Now that the four corners of the quilt block boundary are defined, a margin is added to keep this stand alone quilting design from stitching to the very edge of the boundary. In this case, a buffer of 0.2 inches will remain between the block boundary and the stitching. If the design was intended to connect to another, the margin would remain 0″.

Computerized quilting design in defined boundary using Qmatic software
Computerized quilting design in defined boundary using Qmatic software

It’s time for some fine tuning. Points from the patchwork’s seam lines are identified (as markers) and connected on the computer screen to create guidelines to center, align and nudge the computerized design to a more exact location.

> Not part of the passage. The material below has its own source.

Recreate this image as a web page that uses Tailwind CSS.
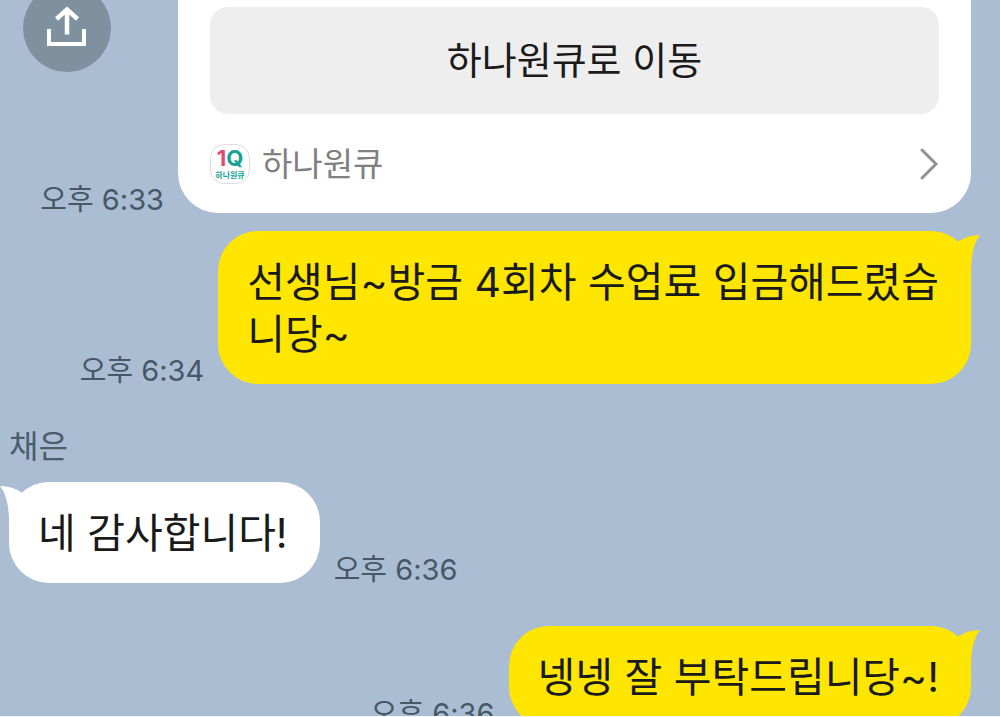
<!DOCTYPE html>
<html lang="ko">
<head>
    <meta charset="utf-8">
    <meta name="viewport" content="width=device-width, initial-scale=1">
    <title>채팅방</title>
    <!-- Tailwind CSS -->
    <script src="https://cdn.jsdelivr.net/npm/@tailwindcss/browser@4"></script>
</head>
<body class="h-screen overflow-hidden border-b border-[#f4f6f8] bg-[#abbdd3] font-['Inter','Noto_Sans_CJK_KR',sans-serif] text-[#1a1a1a]">
    <main class="flex flex-col pr-[29px]">
        <!-- Shared card -->
        <section class="flex gap-[14px]">
            <div class="flex w-[164px] shrink-0 flex-col items-end justify-between">
                <button type="button" aria-label="공유" class="-mt-4 ml-[23px] flex size-[88px] items-center justify-center self-start rounded-full bg-[#7f919e]">
                    <svg class="size-11" viewBox="0 0 44 44" fill="none" stroke="#fff" stroke-width="4">
                        <path d="M4 23v15h35V23" />
                        <path d="M22 28.500V4M11.500 13 22 3.500 32.500 13" stroke-width="4.500" />
                    </svg>
                </button>
                <time class="text-[29px] leading-[26px] whitespace-nowrap text-[#465765]">오후 6:33</time>
            </div>
            <div class="flex-1 rounded-b-[40px] bg-white px-8 pt-[7px] pb-7">
                <button type="button" class="h-[107px] w-full rounded-[18px] bg-[#eeeeee] text-[38px]">하나원큐로 이동</button>
                <a href="#" class="mt-[29px] flex h-[42px] items-center gap-3 text-[#808080]">
                    <span class="flex size-10 flex-col items-center justify-center rounded-[14px] border border-[#dddddd] text-[#17a398]">
                        <span class="text-[22px] leading-[22px] font-bold"><span class="text-[#e14a6c]">1</span>Q</span>
                        <span class="text-[8px] leading-[12px] font-bold">하나원큐</span>
                    </span>
                    <span class="text-[33px] leading-[42px]">하나원큐</span>
                    <svg class="ml-auto h-[34px] w-5" viewBox="0 0 20 34" fill="none" stroke="#929292" stroke-width="3" stroke-linecap="round">
                        <path d="M3 3l14 14L3 31" />
                    </svg>
                </a>
            </div>
        </section>

        <!-- Sent -->
        <section class="mt-[18px] flex items-end justify-end gap-[14px]">
            <time class="text-[29px] leading-[26px] whitespace-nowrap text-[#465765]">오후 6:34</time>
            <div class="relative rounded-[40px] bg-[#ffe600] pt-[25px] pr-8 pb-6 pl-[29px]">
                <p class="text-[41px] leading-[52px] whitespace-nowrap">선생님~방금 4회차 수업료 입금해드렸습<br>니당~</p>
                <svg class="absolute top-0 -right-[9px] h-10 w-[25px]" viewBox="0 0 25 40" fill="#ffe600">
                    <path d="M4 10Q13 4 25 4Q16 15 16 40H0V14z" />
                </svg>
            </div>
        </section>

        <!-- Received -->
        <section class="mt-[43px]">
            <h2 class="ml-[9px] text-[32px] leading-[40px] text-[#4b5c6b]">채은</h2>
            <div class="mt-[15px] ml-[9px] flex items-end gap-[14px]">
                <div class="relative rounded-[40px] bg-white pt-[25px] pr-8 pb-6 pl-[29px]">
                    <p class="text-[41px] leading-[52px] whitespace-nowrap">네 감사합니다!</p>
                    <svg class="absolute top-0 -left-[9px] h-10 w-[25px]" viewBox="0 0 25 40" fill="#fff">
                        <path d="M21 10Q12 4 0 4Q9 15 9 40H25V14z" />
                    </svg>
                </div>
                <time class="text-[29px] leading-[26px] whitespace-nowrap text-[#465765]">오후 6:36</time>
            </div>
        </section>

        <!-- Sent -->
        <section class="mt-[43px] flex items-end justify-end gap-[14px]">
            <time class="text-[29px] leading-[26px] whitespace-nowrap text-[#465765]">오후 6:36</time>
            <div class="relative rounded-[40px] bg-[#ffe600] pt-[25px] pr-8 pb-6 pl-[29px]">
                <p class="text-[41px] leading-[52px] whitespace-nowrap">넹넹 잘 부탁드립니당~!</p>
                <svg class="absolute top-0 -right-[9px] h-10 w-[25px]" viewBox="0 0 25 40" fill="#ffe600">
                    <path d="M4 10Q13 4 25 4Q16 15 16 40H0V14z" />
                </svg>
            </div>
        </section>
    </main>
</body>
</html>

Aligning a digitized quilting design
Red dots, markers, indicate points along seam lines. Blue lines connect the markers to create guidelines.

Note: For the first few blocks of this custom quilt, I placed markers at every outer point of the Lucy Boston Patchwork of the Crosses block and then connected the markers to create a visual boundary of the patchwork. I had a visual confirmation that all of the stitching stayed in the proper parameters before the actual stitching occurred. Because of the accuracy of this quilter’s piecing, it was not necessary to continue this check thoughout the whole quilt.

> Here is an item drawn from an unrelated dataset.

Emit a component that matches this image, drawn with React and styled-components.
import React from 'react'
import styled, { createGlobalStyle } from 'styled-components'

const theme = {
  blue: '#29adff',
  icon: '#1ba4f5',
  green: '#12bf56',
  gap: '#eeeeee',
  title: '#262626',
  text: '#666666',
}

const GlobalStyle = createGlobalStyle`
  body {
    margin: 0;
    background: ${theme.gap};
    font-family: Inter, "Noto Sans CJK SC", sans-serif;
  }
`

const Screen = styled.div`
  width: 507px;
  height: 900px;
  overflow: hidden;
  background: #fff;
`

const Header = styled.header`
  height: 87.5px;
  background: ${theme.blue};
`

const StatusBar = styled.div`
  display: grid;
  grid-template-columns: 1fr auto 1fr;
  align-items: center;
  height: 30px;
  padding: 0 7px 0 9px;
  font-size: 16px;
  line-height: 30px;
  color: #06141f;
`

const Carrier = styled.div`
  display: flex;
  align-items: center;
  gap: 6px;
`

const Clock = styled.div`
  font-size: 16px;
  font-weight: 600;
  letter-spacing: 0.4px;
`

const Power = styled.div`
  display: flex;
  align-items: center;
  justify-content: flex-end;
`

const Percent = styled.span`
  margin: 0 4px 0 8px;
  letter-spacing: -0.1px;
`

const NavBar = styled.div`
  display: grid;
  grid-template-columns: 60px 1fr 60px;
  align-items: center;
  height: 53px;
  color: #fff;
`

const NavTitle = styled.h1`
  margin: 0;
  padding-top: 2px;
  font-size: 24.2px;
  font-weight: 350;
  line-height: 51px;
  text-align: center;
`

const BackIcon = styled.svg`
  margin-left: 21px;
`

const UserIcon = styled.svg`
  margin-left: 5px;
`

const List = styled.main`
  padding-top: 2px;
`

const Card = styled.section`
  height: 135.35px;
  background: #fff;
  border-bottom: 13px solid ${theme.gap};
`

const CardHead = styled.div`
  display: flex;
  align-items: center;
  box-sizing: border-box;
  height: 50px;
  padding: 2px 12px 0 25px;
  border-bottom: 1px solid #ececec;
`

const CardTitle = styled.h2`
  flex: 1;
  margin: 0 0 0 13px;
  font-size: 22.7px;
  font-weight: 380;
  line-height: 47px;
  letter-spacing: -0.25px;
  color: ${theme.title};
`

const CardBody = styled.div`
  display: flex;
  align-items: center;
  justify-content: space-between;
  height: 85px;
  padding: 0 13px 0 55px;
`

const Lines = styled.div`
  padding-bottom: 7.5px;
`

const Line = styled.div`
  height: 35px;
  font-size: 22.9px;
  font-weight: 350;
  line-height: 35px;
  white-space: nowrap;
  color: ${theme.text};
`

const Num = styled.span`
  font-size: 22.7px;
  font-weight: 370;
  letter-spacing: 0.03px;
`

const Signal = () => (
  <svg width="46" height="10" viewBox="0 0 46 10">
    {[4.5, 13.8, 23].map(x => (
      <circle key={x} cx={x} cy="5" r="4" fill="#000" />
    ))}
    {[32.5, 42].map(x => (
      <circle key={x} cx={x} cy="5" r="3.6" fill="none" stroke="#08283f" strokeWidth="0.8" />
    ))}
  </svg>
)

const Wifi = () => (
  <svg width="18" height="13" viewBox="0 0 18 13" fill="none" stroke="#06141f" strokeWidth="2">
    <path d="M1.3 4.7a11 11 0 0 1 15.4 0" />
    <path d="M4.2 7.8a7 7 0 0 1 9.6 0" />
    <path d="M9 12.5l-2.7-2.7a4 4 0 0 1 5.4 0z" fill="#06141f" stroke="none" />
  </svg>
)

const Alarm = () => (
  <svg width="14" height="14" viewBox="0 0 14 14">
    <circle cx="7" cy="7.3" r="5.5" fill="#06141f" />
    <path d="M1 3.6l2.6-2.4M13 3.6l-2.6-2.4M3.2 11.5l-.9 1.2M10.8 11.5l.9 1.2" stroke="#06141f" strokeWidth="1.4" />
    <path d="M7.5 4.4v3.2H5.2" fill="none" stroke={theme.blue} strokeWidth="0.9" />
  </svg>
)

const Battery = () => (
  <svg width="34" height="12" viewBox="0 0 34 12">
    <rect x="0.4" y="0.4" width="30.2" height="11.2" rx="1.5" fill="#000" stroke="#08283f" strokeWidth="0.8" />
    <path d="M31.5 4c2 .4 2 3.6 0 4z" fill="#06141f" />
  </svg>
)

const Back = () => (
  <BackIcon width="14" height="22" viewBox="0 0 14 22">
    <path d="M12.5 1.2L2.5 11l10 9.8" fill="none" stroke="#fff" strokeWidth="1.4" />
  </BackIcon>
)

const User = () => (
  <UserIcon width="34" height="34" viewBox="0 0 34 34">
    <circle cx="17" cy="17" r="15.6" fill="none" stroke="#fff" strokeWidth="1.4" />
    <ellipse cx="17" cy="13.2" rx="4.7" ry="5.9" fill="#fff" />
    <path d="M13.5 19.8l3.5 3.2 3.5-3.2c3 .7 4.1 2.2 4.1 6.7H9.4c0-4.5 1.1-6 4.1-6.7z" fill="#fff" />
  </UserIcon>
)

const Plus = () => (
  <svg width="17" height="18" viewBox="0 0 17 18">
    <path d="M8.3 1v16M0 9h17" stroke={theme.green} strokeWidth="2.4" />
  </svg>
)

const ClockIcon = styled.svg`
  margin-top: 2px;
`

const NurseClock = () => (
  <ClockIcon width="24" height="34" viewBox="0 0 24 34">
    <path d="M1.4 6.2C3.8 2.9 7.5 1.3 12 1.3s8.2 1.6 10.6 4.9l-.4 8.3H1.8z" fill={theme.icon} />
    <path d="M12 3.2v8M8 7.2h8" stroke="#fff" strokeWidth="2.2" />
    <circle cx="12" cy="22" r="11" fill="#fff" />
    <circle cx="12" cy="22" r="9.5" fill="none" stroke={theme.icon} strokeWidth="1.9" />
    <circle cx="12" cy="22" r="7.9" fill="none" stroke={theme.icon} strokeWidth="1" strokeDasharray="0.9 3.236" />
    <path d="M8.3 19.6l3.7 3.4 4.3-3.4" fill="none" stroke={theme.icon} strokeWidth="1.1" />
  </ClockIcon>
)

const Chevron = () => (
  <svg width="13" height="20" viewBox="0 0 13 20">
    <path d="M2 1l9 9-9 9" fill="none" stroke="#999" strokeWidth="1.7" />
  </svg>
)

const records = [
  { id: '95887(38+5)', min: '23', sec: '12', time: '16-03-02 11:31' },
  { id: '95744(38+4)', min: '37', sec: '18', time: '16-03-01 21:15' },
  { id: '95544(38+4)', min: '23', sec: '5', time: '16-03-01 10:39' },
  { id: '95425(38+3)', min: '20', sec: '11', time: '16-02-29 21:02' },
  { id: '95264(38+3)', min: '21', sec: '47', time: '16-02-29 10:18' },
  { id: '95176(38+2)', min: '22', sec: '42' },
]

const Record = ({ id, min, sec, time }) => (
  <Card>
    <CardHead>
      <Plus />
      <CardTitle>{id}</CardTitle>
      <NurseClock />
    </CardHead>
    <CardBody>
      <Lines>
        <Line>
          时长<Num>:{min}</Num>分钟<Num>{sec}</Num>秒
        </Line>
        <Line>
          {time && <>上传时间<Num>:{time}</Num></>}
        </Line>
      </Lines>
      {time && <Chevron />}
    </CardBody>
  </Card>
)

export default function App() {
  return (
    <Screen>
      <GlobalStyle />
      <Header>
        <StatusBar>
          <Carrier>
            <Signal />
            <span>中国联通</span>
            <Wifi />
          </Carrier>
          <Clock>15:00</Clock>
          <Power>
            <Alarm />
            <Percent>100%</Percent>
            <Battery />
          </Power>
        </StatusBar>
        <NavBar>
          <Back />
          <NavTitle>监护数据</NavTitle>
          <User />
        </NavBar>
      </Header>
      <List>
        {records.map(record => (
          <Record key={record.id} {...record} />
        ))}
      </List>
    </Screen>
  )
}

The time spent identifying alignment points is clearly time well spent!

Memories of Grandmother

Grandmother's Quilt with custom designs

A customer (and friend) brought a vintage quilt top pieced by her grandmother. This quilt top had been stowed away for many years. Could I finish it? I would be honored to give it some life.

Close inspection revealed sturdy seams and intact cloth. Made in the traditional manner at the time, pieces of clothing salvaged from mostly worn out or outgrown garments supplied the majority of material.

Grandmother's Quilt Top
Grandmother’s Quilt Top before quilting

I often look to the fabric for a quilting design inspiration. This top included mostly stripes and plaids, with a few floral or prints scattered throughout. I was going to need more help and input from the customer.

Not wanting to add heavy quilting, we looked at some basic designs made of feathery loops and swirls but none seemed to be right. I often use a basic looping pattern that can have custom designs added, an option worth exploring.

I asked the customer what she thought of when remembering Grandmother. Lucky the dog, gardening, homemade strawberry jam, and baking chocolate chips were at the top of the list. I already had pawprint (Lucky the dog) and flower (gardening) designs.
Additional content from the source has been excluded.